→ Task inputs
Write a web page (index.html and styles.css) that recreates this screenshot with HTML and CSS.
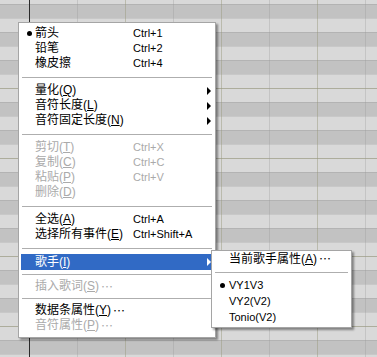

==

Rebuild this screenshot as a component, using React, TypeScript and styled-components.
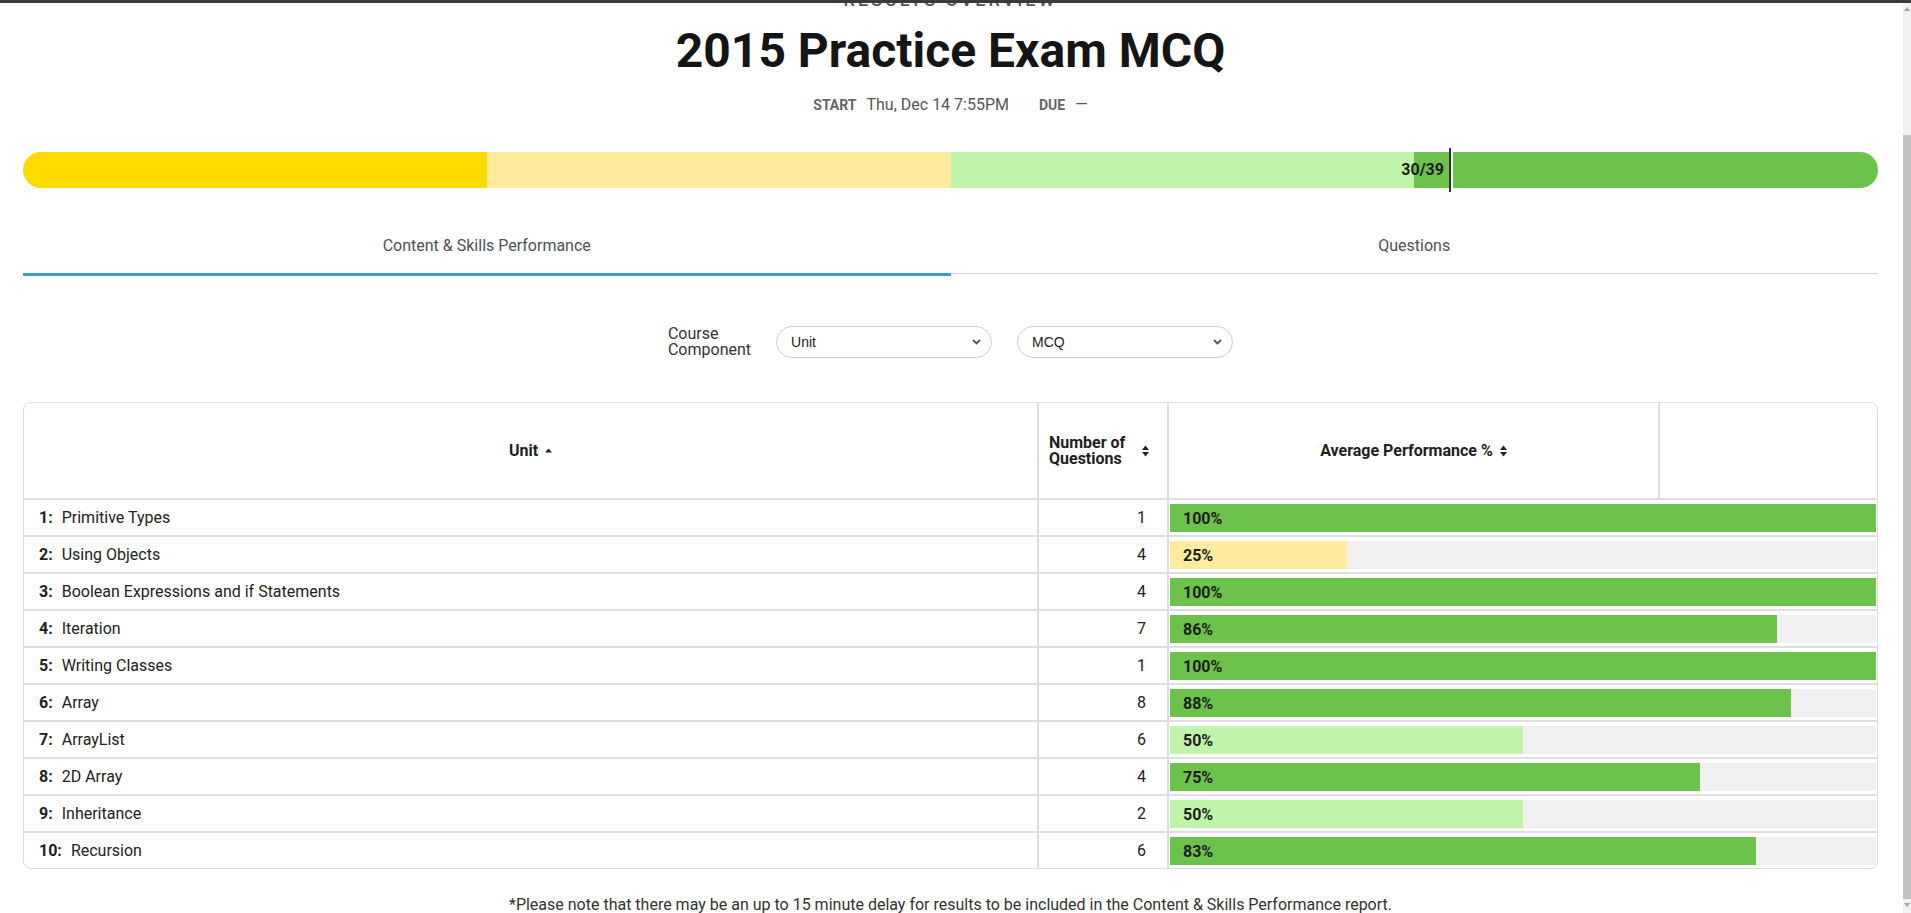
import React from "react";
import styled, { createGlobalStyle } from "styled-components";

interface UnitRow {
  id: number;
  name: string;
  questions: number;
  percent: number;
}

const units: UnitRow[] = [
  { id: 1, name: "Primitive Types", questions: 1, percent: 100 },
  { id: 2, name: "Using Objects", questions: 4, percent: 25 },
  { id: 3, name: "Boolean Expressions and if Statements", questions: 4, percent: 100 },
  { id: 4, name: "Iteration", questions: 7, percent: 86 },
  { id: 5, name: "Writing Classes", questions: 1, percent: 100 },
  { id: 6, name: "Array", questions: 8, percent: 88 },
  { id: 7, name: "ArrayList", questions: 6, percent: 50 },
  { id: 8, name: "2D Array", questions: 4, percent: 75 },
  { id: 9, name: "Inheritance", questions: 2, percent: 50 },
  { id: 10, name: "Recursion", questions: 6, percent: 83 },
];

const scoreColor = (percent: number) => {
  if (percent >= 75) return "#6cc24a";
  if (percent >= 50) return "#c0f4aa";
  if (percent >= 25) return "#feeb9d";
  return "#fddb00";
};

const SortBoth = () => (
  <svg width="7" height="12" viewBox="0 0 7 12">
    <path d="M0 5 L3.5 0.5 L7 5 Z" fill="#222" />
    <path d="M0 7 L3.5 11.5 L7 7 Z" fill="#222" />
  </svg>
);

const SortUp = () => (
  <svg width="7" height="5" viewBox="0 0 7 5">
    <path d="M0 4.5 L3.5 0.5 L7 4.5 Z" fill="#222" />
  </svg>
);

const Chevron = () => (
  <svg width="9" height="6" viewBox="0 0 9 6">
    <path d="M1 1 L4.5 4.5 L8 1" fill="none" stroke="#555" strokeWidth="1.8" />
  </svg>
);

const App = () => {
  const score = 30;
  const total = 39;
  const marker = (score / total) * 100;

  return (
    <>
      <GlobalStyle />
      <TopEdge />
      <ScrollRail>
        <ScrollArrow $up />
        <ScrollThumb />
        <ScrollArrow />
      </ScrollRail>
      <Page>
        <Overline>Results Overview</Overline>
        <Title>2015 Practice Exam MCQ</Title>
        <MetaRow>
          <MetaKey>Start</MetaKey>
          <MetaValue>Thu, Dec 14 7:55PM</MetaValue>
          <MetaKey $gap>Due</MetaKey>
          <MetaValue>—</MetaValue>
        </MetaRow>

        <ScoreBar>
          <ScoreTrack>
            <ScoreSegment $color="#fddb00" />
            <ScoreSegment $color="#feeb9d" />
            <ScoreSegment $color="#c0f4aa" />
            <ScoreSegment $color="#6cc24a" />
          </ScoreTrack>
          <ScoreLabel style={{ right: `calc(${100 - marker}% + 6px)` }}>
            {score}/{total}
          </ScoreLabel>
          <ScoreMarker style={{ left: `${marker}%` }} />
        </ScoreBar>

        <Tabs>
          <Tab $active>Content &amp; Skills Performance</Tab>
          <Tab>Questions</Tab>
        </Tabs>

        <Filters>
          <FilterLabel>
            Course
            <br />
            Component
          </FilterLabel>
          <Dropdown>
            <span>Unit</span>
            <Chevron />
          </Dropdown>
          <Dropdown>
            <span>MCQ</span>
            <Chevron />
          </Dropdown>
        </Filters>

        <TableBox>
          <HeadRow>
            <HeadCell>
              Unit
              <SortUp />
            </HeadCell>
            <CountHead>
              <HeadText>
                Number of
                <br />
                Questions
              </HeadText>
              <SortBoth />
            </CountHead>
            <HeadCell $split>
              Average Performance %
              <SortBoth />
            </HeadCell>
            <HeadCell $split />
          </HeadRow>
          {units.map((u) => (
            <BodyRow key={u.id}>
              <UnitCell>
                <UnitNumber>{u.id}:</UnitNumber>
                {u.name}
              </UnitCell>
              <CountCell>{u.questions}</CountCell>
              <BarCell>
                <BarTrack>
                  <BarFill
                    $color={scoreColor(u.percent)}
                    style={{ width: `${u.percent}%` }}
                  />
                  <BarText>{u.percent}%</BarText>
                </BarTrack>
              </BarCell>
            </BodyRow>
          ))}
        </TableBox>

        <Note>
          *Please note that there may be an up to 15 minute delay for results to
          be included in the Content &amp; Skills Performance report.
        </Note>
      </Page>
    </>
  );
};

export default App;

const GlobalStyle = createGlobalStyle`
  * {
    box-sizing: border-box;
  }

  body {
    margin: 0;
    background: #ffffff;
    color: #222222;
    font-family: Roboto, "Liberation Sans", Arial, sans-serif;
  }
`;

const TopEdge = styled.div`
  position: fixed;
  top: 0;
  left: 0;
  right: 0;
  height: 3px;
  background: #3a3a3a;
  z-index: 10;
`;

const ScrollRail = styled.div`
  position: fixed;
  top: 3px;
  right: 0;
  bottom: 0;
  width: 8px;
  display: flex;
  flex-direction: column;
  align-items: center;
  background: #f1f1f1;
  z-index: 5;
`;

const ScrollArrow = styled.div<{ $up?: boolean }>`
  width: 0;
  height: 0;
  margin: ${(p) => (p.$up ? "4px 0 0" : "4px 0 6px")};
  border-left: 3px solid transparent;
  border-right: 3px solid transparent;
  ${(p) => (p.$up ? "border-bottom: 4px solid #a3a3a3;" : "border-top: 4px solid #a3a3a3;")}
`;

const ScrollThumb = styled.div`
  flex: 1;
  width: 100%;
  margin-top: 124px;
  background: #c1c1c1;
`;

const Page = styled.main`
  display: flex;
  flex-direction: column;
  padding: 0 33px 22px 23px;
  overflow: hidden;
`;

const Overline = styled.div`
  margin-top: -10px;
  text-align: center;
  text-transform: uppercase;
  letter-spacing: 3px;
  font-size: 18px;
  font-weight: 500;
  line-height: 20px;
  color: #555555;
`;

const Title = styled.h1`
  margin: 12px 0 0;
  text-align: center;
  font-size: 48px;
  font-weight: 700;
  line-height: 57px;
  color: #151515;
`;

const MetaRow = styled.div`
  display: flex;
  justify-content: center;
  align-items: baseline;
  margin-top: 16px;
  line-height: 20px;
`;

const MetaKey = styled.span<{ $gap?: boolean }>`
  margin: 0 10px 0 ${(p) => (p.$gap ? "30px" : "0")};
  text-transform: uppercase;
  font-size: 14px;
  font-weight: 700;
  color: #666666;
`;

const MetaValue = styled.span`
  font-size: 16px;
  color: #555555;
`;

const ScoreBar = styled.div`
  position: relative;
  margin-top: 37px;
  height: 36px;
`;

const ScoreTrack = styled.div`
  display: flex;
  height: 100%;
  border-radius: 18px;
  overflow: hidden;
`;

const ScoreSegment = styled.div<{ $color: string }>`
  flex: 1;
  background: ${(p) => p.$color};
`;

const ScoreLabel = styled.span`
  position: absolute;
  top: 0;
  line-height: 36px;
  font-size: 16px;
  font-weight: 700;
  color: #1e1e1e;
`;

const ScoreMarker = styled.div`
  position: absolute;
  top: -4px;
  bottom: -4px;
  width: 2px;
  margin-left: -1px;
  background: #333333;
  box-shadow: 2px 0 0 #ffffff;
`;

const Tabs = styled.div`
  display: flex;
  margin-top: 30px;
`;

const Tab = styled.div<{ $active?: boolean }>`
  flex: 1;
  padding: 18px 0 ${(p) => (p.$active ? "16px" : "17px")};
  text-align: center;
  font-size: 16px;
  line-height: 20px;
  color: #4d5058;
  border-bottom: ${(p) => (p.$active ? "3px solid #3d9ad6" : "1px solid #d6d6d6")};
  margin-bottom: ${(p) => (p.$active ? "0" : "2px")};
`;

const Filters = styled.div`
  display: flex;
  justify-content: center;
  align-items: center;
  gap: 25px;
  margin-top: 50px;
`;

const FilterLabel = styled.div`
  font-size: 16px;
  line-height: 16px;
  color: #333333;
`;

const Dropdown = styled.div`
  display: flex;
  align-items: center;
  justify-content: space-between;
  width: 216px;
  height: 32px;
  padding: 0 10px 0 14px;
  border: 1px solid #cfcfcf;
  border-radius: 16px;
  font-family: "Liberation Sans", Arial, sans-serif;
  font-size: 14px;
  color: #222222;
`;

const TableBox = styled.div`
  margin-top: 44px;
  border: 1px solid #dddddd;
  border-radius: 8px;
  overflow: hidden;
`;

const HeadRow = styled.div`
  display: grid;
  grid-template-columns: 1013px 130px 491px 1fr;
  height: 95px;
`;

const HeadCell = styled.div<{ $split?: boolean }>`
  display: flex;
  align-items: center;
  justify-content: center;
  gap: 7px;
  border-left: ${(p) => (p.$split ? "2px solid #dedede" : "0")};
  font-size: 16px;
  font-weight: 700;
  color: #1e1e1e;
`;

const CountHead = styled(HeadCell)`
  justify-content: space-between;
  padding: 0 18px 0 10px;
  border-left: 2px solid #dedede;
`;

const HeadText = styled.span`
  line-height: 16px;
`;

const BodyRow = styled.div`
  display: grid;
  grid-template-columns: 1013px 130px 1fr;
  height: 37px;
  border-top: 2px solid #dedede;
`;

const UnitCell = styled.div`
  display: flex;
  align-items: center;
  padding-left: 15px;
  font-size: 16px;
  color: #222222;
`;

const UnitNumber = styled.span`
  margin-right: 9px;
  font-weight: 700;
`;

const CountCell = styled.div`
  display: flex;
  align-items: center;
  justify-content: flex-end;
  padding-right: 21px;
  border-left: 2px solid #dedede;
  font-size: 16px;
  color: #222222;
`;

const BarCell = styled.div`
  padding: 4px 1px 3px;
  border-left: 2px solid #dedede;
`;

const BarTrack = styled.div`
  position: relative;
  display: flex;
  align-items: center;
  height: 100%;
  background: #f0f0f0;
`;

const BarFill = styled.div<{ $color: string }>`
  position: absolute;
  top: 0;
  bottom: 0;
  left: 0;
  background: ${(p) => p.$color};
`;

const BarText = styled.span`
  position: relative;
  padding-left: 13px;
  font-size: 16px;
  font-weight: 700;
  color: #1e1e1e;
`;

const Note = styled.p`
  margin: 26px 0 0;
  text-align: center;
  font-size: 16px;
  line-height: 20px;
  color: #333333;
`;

* * *

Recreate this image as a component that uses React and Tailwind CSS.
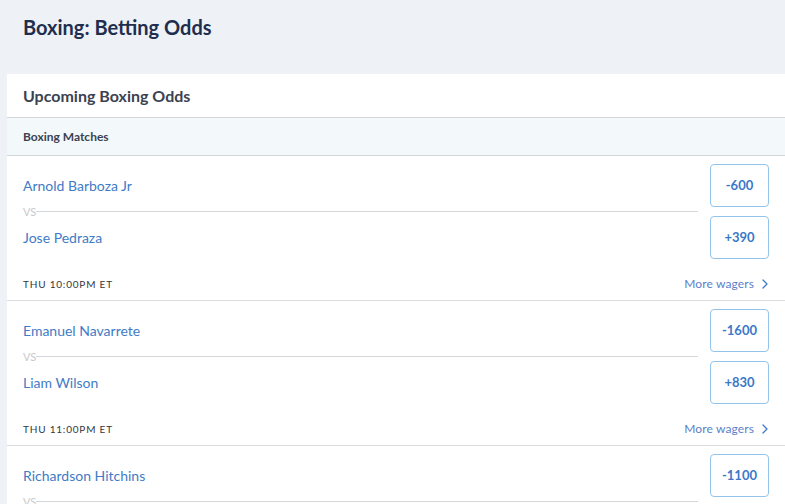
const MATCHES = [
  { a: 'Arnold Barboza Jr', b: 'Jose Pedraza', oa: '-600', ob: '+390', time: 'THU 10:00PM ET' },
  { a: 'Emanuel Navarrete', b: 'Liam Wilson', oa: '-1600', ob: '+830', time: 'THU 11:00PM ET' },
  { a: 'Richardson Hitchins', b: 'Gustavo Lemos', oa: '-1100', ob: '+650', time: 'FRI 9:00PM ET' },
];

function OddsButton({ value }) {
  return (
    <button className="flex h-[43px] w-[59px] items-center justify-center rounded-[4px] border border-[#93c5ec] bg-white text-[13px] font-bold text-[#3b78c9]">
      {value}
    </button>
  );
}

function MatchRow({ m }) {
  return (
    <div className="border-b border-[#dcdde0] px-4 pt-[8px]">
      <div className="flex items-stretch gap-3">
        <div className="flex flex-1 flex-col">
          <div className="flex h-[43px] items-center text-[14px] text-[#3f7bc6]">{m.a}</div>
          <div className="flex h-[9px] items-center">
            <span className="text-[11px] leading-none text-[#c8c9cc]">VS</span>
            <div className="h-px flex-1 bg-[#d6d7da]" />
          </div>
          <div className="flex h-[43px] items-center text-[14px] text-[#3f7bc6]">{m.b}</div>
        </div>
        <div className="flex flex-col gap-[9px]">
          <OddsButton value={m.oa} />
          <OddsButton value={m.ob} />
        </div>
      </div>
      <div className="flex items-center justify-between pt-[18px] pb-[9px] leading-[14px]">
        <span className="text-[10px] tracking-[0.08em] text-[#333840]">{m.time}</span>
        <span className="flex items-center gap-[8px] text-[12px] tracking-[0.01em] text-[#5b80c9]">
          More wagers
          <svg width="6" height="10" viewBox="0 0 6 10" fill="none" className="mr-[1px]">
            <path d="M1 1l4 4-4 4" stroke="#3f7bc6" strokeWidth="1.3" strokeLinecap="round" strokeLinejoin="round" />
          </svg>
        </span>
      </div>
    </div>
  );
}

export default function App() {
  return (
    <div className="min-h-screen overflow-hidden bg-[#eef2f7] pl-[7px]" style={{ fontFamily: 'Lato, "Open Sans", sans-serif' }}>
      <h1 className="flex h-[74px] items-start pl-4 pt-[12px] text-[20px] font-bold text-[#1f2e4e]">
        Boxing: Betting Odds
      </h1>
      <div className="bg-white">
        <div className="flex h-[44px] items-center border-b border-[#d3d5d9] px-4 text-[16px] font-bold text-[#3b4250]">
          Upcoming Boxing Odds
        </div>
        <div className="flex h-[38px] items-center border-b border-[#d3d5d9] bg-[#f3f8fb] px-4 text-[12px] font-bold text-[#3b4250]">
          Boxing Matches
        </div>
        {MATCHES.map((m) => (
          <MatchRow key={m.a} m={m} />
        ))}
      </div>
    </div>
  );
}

→ Instruction
Only lines with the word "this" should be collected from the material.

→ Result of the exercise
Write a web page (index.html and styles.css) that recreates this screenshot with HTML and CSS.
Rebuild this screenshot as a component, using React, TypeScript and styled-components.
Recreate this image as a component that uses React and Tailwind CSS.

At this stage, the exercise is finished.